BFC Capital successfully conducted its 291st Quality Circle Program at Guru Nanak Girls Inter College, Lucknow, on 30th August 2025.
The session, led by Senior Wealth Manager – Mr. Sparsh Awasthi, was a remarkable success, focused on spreading financial awareness and fostering a meaningful interaction with the professors.
The program aimed to empower educators with valuable insights into smart financial planning and investment opportunities, continuing BFC Capital’s mission to build a financially informed community.
How do I balance risk and returns while investing for long-term goals?

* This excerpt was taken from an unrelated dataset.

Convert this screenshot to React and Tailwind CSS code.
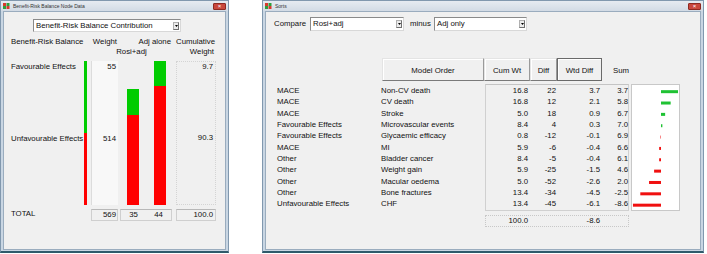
import React from 'react';

const rows = [
  ['MACE', 'Non-CV death', '16.8', '22', 3.7, '3.7'],
  ['MACE', 'CV death', '16.8', '12', 2.1, '5.8'],
  ['MACE', 'Stroke', '5.0', '18', 0.9, '6.7'],
  ['Favourable Effects', 'Microvascular events', '8.4', '4', 0.3, '7.0'],
  ['Favourable Effects', 'Glycaemic efficacy', '0.8', '-12', -0.1, '6.9'],
  ['MACE', 'MI', '5.9', '-6', -0.4, '6.6'],
  ['Other', 'Bladder cancer', '8.4', '-5', -0.4, '6.1'],
  ['Other', 'Weight gain', '5.9', '-25', -1.5, '4.6'],
  ['Other', 'Macular oedema', '5.0', '-52', -2.6, '2.0'],
  ['Other', 'Bone fractures', '13.4', '-34', -4.5, '-2.5'],
  ['Unfavourable Effects', 'CHF', '13.4', '-45', -6.1, '-8.6'],
];

const ROW_H = 11.35;

const AppIcon = () => (
  <svg width="7" height="6" viewBox="0 0 7 6">
    <rect x="0" y="0" width="3" height="3" fill="#d83a2c" />
    <rect x="3.5" y="0" width="3" height="3" fill="#2e9e3a" />
    <rect x="0" y="3" width="3" height="3" fill="#2e9e3a" />
    <rect x="3.5" y="3" width="3" height="3" fill="#d83a2c" />
  </svg>
);

const Window = ({ title, width, children }) => (
  <div className={`flex flex-col h-[253px] border border-[#8198ae] border-b-2 border-b-[#2f5a6b] bg-[#c9d6e3] ${width}`}>
    {/* Title bar */}
    <div className="h-[10px] flex items-center pl-[2px] pr-[2px] bg-gradient-to-b from-[#e6ebf1] to-[#d2dbe5]">
      <AppIcon />
      <span className="ml-[3px] text-[5px] leading-[10px] text-[#333]">{title}</span>
      <span className="ml-auto w-[13px] h-[7px] rounded-[1px] bg-[#c9483d] border border-[#8e2a22] flex items-center justify-center text-white text-[6px] leading-[6px]">
        ×
      </span>
    </div>
    <div className="flex-1 mx-[2px] mb-[1px] border border-[#9aacbe] bg-[#f0f0f0] flex flex-col">{children}</div>
  </div>
);

const Dropdown = ({ value, width, height }) => (
  <div className={`flex items-center bg-white border border-[#8a8a8a] border-r-[#d8d8d8] border-b-[#d8d8d8] ${width} ${height}`}>
    <span className="pl-[2px] flex-1 leading-[10px] whitespace-nowrap">{value}</span>
    <span className="w-[6px] h-[8px] mr-[1px] border border-[#b0b0b0] border-r-[#707070] border-b-[#707070] bg-[#ececec] flex items-center justify-center">
      <svg width="3" height="2" viewBox="0 0 3 2">
        <path d="M0 0 L3 0 L1.5 2 Z" fill="#000" />
      </svg>
    </span>
  </div>
);

const BalancePanel = () => (
  <Window title="Benefit-Risk Balance Node Data" width="w-[229px]">
    {/* Selector */}
    <div className="mt-[7px] pl-[29px]">
      <Dropdown value="Benefit-Risk Balance Contribution" width="w-[148px]" height="h-[13px]" />
    </div>

    {/* Column headers */}
    <div className="mt-[5px] flex h-[10px] leading-[10px] whitespace-nowrap pl-[7px]">
      <span className="w-[80px]">Benefit-Risk Balance</span>
      <span className="w-[27px] text-right pr-[1px]">Weight</span>
      <span className="w-[55px] text-right pr-[2px]">Adj alone</span>
      <span className="ml-[3px] w-[40px] text-right pr-[2px]">Cumulative</span>
    </div>
    <div className="flex h-[10px] leading-[10px] whitespace-nowrap pl-[111px]">
      <span className="w-[33px] text-center">Rosi+adj</span>
      <span className="w-[28px]" />
      <span className="w-[40px] text-right pr-[2px]">Weight</span>
    </div>

    {/* Chart */}
    <div className="mt-[4px] h-[144px] flex pl-[7px]">
      <div className="w-[73px] flex flex-col whitespace-nowrap">
        <div className="flex-1 pt-[1px] leading-[9px]">Favourable Effects</div>
        <div className="flex-1 pt-[1px] leading-[9px]">Unfavourable Effects</div>
      </div>
      <div className="w-[3px] flex flex-col">
        <div className="flex-1 bg-[#00cc00]" />
        <div className="flex-1 bg-[#ff0000]" />
      </div>
      <div className="ml-[4px] w-[27px] flex flex-col bg-[#f8f8f8] border-l border-[#dcdcdc]">
        <div className="flex-1 pt-[1px] leading-[9px] text-right pr-[2px]">55</div>
        <div className="flex-1 pt-[1px] leading-[9px] text-right pr-[2px]">514</div>
      </div>
      <div className="ml-[9px] w-[12px] flex flex-col justify-end">
        <div className="h-[26px] bg-[#00cc00]" />
        <div className="h-[90px] bg-[#ff0000]" />
      </div>
      <div className="ml-[15px] w-[12px] flex flex-col justify-end">
        <div className="h-[25px] bg-[#00cc00]" />
        <div className="h-[119px] bg-[#ff0000]" />
      </div>
      <div className="ml-[10px] w-[40px] flex flex-col border border-dotted border-[#d4d4d4]">
        <div className="flex-1 leading-[9px] text-right pr-[2px]">9.7</div>
        <div className="flex-1 leading-[9px] text-right pr-[2px]">90.3</div>
      </div>
    </div>

    {/* Totals */}
    <div className="mt-[4px] h-[12px] flex pl-[7px] leading-[10px]">
      <span className="w-[80px]">TOTAL</span>
      <span className="w-[27px] text-right pr-[1px] border border-[#cfcfcf] border-t-[#b8b8b8]">569</span>
      <span className="ml-[2px] w-[52px] grid grid-cols-2 text-center border border-[#cfcfcf] border-t-[#b8b8b8]">
        <span>35</span>
        <span>44</span>
      </span>
      <span className="ml-[4px] w-[40px] text-right pr-[2px] border border-[#cfcfcf] border-t-[#b8b8b8]">100.0</span>
    </div>
  </Window>
);

const HeaderButton = ({ label, width, pressed }) => (
  <div
    className={`${width} h-[23px] flex items-center justify-center pt-[2px] bg-[#f0f0f0] ${
      pressed
        ? 'border border-[#6a6a6a] shadow-[inset_1px_1px_0_#ffffff]'
        : 'border border-[#e4e4e4] border-r-[#9a9a9a] border-b-[#7a7a7a] shadow-[inset_1px_1px_0_#ffffff]'
    }`}
  >
    {label}
  </div>
);

const SumChart = () => {
  const zero = 29;
  const scale = 4.6;
  return (
    <svg width="47" height="125" viewBox="0 0 47 125">
      {rows.map((r, i) => {
        const v = r[4];
        const w = Math.max(Math.abs(v) * scale, 1);
        const y = 1 + ROW_H * i + ROW_H / 2 - 1.5;
        return (
          <rect
            key={i}
            x={v >= 0 ? zero : zero - w}
            y={y}
            width={w}
            height="3"
            fill={v >= 0 ? '#1fc233' : '#f01010'}
            opacity={Math.abs(v) < 0.2 ? 0.5 : 1}
          />
        );
      })}
    </svg>
  );
};

const SortsPanel = () => (
  <Window title="Sorts" width="w-[442px]">
    {/* Compare selectors */}
    <div className="mt-[5px] h-[14px] flex items-center pl-[8px] whitespace-nowrap">
      <span className="w-[36px] leading-[10px]">Compare</span>
      <Dropdown value="Rosi+adj" width="w-[94px]" height="h-[14px]" />
      <span className="ml-[6px] w-[24px] leading-[10px]">minus</span>
      <Dropdown value="Adj only" width="w-[93px]" height="h-[14px]" />
    </div>

    {/* Sort buttons */}
    <div className="mt-[27px] flex pl-[116px] whitespace-nowrap">
      <HeaderButton label="Model Order" width="w-[102px]" />
      <HeaderButton label="Cum Wt" width="w-[46px]" />
      <HeaderButton label="Diff" width="w-[27px]" />
      <HeaderButton label="Wtd Diff" width="w-[45px]" pressed />
      <span className="w-[27px] h-[23px] pt-[2px] flex items-center justify-end">Sum</span>
    </div>

    {/* Sorted rows */}
    <div className="mt-[3px] h-[127px] flex pl-[11px] whitespace-nowrap">
      <div className="w-[104px] pt-[1px]">
        {rows.map((r, i) => (
          <div key={i} className="h-[11.35px] leading-[11.35px]">{r[0]}</div>
        ))}
      </div>
      <div className="w-[104px] pt-[1px]">
        {rows.map((r, i) => (
          <div key={i} className="h-[11.35px] leading-[11.35px]">{r[1]}</div>
        ))}
      </div>
      <div className="w-[144px] border border-[#d0d0d0] border-t-[#c4c4c4]">
        {rows.map((r, i) => (
          <div key={i} className="grid grid-cols-[42px_28px_44px_28px] h-[11.35px] leading-[11.35px] text-right">
            <span>{r[2]}</span>
            <span>{r[3]}</span>
            <span>{r[4].toFixed(1)}</span>
            <span>{r[5]}</span>
          </div>
        ))}
      </div>
      <div className="ml-[2px] w-[49px] border border-[#c8c8c8] bg-white">
        <SumChart />
      </div>
    </div>

    {/* Totals */}
    <div className="mt-[4px] pl-[219px]">
      <div className="w-[144px] h-[12px] grid grid-cols-[42px_28px_44px_28px] leading-[10px] text-right border border-dotted border-[#c8c8c8]">
        <span>100.0</span>
        <span />
        <span>-8.6</span>
        <span />
      </div>
    </div>
  </Window>
);

export default function App() {
  return (
    <div className="w-[707px] h-[254px] bg-white flex gap-[33px] text-[7.8px] text-[#111] font-['Liberation_Sans',Arial,sans-serif]">
      <BalancePanel />
      <SortsPanel />
    </div>
  );
}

The best way to balance risk and return is to start your investment journey early and combine equity (for growth) and debt funds (for stability). As you get closer to your financial goals, shift towards debt funds or safer asset classes. Note: Don’t forget to review your portfolio regularly and make changes to your investments accordingly.

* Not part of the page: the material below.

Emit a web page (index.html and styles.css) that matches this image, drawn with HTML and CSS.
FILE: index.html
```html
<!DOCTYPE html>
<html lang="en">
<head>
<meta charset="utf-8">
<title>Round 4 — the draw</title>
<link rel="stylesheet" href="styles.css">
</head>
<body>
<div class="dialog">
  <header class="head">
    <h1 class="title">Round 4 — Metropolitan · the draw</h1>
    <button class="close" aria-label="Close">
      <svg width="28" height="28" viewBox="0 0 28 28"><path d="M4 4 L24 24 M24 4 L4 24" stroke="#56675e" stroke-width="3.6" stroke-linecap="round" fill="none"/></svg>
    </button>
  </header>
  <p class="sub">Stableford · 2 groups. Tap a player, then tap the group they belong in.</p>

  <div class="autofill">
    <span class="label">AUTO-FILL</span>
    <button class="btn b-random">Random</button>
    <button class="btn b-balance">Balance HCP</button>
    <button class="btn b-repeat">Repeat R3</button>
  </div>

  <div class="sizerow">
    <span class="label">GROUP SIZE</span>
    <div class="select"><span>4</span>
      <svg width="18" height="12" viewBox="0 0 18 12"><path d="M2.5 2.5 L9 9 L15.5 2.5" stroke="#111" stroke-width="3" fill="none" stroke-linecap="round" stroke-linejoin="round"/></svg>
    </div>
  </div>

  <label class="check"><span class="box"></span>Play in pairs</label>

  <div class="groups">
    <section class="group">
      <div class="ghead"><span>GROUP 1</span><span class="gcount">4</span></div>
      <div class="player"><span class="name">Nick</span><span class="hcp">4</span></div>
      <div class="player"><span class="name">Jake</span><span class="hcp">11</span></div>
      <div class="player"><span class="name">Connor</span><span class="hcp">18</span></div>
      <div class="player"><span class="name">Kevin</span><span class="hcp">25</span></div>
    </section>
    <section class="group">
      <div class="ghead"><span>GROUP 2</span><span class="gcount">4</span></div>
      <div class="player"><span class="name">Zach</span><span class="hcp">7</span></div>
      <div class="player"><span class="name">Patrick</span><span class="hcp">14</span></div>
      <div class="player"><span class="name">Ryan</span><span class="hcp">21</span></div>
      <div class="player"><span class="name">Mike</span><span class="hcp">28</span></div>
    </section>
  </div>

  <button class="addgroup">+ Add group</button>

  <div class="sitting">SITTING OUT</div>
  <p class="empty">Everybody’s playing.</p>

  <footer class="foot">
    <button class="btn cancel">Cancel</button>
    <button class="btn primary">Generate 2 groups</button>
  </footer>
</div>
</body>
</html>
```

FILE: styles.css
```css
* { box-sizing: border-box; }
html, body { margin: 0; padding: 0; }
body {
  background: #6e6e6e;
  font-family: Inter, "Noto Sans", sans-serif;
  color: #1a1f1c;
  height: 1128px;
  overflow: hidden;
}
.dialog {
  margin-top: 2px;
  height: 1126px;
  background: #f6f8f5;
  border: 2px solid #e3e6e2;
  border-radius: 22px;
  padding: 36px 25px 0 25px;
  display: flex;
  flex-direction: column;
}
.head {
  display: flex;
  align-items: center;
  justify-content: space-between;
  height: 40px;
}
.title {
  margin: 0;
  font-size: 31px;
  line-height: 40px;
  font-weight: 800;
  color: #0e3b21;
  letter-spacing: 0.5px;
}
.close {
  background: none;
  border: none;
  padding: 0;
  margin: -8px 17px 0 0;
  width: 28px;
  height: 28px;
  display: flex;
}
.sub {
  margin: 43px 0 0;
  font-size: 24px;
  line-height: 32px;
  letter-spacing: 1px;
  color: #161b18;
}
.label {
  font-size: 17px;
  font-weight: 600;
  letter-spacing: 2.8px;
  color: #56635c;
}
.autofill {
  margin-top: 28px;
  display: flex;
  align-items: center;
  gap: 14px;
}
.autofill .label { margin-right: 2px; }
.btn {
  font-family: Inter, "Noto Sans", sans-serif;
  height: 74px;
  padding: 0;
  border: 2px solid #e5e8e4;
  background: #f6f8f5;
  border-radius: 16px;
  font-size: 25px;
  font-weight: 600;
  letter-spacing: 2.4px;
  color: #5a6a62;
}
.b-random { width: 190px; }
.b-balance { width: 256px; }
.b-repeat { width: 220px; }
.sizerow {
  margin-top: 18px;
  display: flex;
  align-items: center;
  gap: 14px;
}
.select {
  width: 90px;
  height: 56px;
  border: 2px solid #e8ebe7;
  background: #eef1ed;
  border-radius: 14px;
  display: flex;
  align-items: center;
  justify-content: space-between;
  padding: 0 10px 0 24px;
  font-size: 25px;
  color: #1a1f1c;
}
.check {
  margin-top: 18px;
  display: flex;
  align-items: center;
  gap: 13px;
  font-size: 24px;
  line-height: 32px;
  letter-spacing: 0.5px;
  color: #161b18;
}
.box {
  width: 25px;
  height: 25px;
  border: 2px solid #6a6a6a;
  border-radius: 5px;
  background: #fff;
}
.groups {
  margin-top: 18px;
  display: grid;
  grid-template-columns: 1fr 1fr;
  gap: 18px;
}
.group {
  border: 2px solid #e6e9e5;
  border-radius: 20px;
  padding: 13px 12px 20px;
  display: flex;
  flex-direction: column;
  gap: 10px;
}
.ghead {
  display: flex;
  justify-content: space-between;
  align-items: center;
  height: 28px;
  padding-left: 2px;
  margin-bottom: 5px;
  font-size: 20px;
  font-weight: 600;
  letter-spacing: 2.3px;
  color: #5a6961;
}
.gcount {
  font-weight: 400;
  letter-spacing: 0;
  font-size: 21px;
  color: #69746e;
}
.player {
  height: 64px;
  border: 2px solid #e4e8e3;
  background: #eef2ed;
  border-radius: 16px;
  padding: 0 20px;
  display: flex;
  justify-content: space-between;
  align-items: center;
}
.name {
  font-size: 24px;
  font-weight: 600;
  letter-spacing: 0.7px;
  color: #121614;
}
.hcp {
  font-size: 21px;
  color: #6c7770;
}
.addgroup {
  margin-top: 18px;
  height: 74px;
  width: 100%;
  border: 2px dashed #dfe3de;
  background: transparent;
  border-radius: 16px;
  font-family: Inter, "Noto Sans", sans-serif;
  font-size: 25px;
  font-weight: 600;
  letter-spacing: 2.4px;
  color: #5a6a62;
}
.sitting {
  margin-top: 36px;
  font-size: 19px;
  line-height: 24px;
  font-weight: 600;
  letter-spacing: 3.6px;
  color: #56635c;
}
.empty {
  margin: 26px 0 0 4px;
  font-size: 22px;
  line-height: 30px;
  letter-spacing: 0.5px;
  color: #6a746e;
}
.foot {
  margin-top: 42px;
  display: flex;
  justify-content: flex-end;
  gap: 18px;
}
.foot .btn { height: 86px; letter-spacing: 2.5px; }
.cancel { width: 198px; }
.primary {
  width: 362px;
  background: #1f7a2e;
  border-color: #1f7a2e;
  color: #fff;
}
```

How can I plan my finances effectively while managing regular expenses and inflation?
Go with the pay yourself first approach. The moment you get your salary, ensure to set aside a specific amount which aligns with your financial goals first and invest in instruments that help you beat inflation. Along with that, increase your investments as your income grows.
What are some common mistakes that investors make, and how to avoid them?
The most common mistakes investors typically make are that they invest without a specific financial goal in mind, react emotionally to market fluctuations, rarely diversify their assets, and delay investments. Avoid these by staying disciplined, focusing on long-term goals, and following a well-defined financial plan.
How do I decide between short-term and long-term investment strategies?
Your goals should guide your strategy. For short-term needs (1–3 years), choose safer, liquid options like debt funds or fixed deposits. For long-term goals (5+ years), equity-based investments are more suitable due to their growth potential.